▸ AIM OF THE TASK: Output each line exactly as it appears, skipping any embedded picture.

▸ MATERIAL PROVIDED:

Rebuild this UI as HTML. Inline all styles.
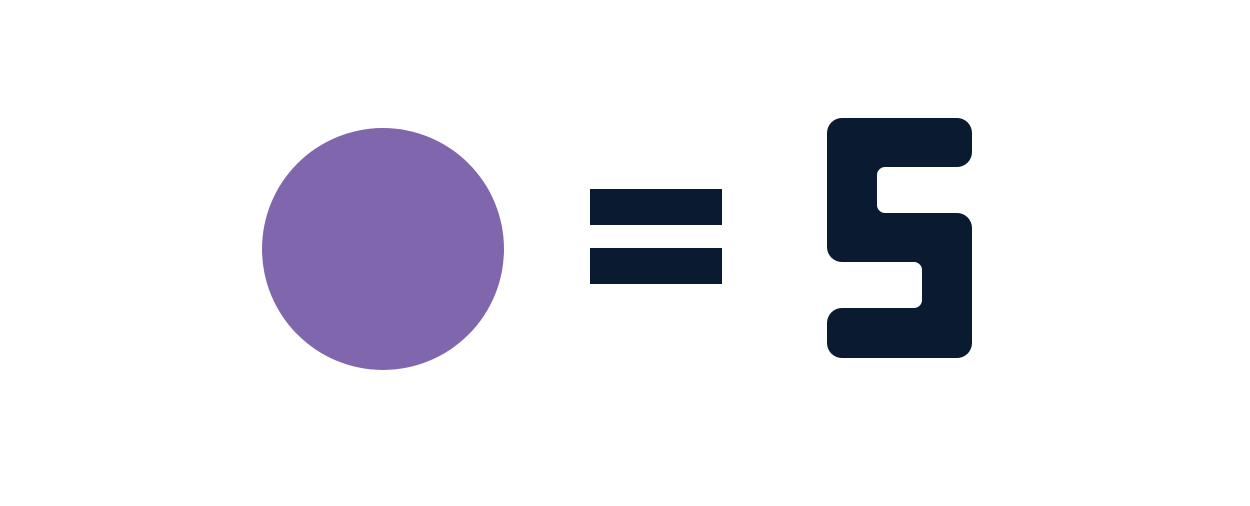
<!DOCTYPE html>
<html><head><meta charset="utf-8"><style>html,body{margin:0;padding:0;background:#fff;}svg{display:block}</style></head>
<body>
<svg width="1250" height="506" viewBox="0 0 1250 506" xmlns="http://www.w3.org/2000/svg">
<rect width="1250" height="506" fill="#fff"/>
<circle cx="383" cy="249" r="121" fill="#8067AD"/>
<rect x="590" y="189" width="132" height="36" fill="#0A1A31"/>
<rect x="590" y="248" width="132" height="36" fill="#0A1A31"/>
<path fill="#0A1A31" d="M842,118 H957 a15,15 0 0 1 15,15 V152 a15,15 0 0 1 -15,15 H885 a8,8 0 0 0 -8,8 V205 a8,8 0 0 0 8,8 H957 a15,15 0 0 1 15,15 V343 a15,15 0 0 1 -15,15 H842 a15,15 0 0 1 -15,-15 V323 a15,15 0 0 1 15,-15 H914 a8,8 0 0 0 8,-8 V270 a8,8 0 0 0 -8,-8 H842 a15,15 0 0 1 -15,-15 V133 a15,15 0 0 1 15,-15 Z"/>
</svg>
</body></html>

▸ EXERCISE SOLUTION:
Rebuild this UI as HTML. Inline all styles.
<!DOCTYPE html>
<html><head><meta charset="utf-8"><style>html,body{margin:0;padding:0;background:#fff;}svg{display:block}</style></head>
<body>
<svg width="1250" height="506" viewBox="0 0 1250 506" xmlns="http://www.w3.org/2000/svg">
<rect width="1250" height="506" fill="#fff"/>
<circle cx="383" cy="249" r="121" fill="#8067AD"/>
<rect x="590" y="189" width="132" height="36" fill="#0A1A31"/>
<rect x="590" y="248" width="132" height="36" fill="#0A1A31"/>
<path fill="#0A1A31" d="M842,118 H957 a15,15 0 0 1 15,15 V152 a15,15 0 0 1 -15,15 H885 a8,8 0 0 0 -8,8 V205 a8,8 0 0 0 8,8 H957 a15,15 0 0 1 15,15 V343 a15,15 0 0 1 -15,15 H842 a15,15 0 0 1 -15,-15 V323 a15,15 0 0 1 15,-15 H914 a8,8 0 0 0 8,-8 V270 a8,8 0 0 0 -8,-8 H842 a15,15 0 0 1 -15,-15 V133 a15,15 0 0 1 15,-15 Z"/>
</svg>
</body></html>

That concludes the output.